Just a bunch of real people in a terrible, no-win situation. Am I selling you on this?
It's quite good, but I dunno what else to say... It's a bit hard to
watch at times, but not overdone, not a big manipulative climax
orchestrated to wring a lotta tears or make you wanna break stuff, just
steady, assured, observational film making that puts the viewer through
some awfully effective tension. Best moment: everybody sings 'happy birthday'.

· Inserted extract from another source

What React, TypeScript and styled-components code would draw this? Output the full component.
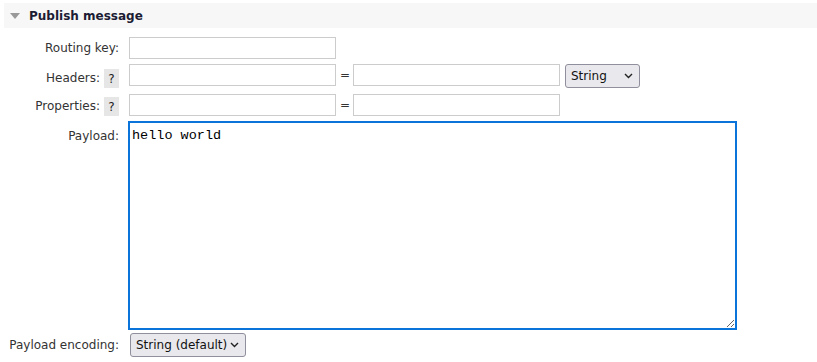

Mean Creek - Jacob Aaron Estes - You like adventure flicks about groups of kids forced to deal with death or crime, but wish Stand By Me had gone full dark, no stars? Well friends this one might be just your cuppa. It's gonna play rough with your feels, but I think you're gonna be glad you went through it. I'm a fan of killer kids stuff like Larry Clark's Bully, Gus Van Sant's Elephant and Nick Cassavete's Alpha Dog, but this one is special to me for its use of even younger children, and its ability to make them believable and sympathetic (as opposed to aloof, idiotic, spoiled or simply assholes like the previously mentioned fare) so when the hammer drops at the end we aren't spared an ounce of hurt.
Metro Manila - Sean Ellis - Like idyllic exotic locale and urban squalor? Do you want armored car heist and family drama? This is your jam. From an earlier episode... Oscar (Jake Macapagal) is a rice farmer who
moves his family to the big city when he is no longer able to support
them working the fields. The urban jungle is no kinder to them, but both
parents are desperate enough to work dangerous and demeaning jobs to
support themselves and their family, she as a topless dancer in a sleazy
club where prostitution is pretty much a job requirement and he as a
driver in an armored car service where he'll be a target for criminals
with nothing left to lose and who don't mind shooting it out for a
chance at the cash and valuables he's moving them from point-a to
point-b (and if you've ever seen another movie, it'll come as no
surprise that he faces just as much or more danger from his co-workers
who want that money just as much as anybody else). After digging the
Filipino export On the Job (also streaming now) so hard earlier this year, I was ready to
dive into another crime flick from the hard heart of the city and this
one delivers, even if it swerves a little hard into the innocents forced
to do bad things genre at times. Beautiful and gritty and emotionally
engaging - highly recommended.
Monument Ave. - Ted Demme - A neighborhood film that owes the same debt to Mean Streets they all do, the strength of this one is in the cast lead by Denis Leary. Essentially a hang-out picture that slowly escalates to tragedy, it's certainly not an edge of your seat, fast-paced white-knuckler, but there's plenty of room and time given for the characters to get you invested so that yeah, it hurts at the end. Neat trick. I wish Ted had stuck around longer and given us more pictures.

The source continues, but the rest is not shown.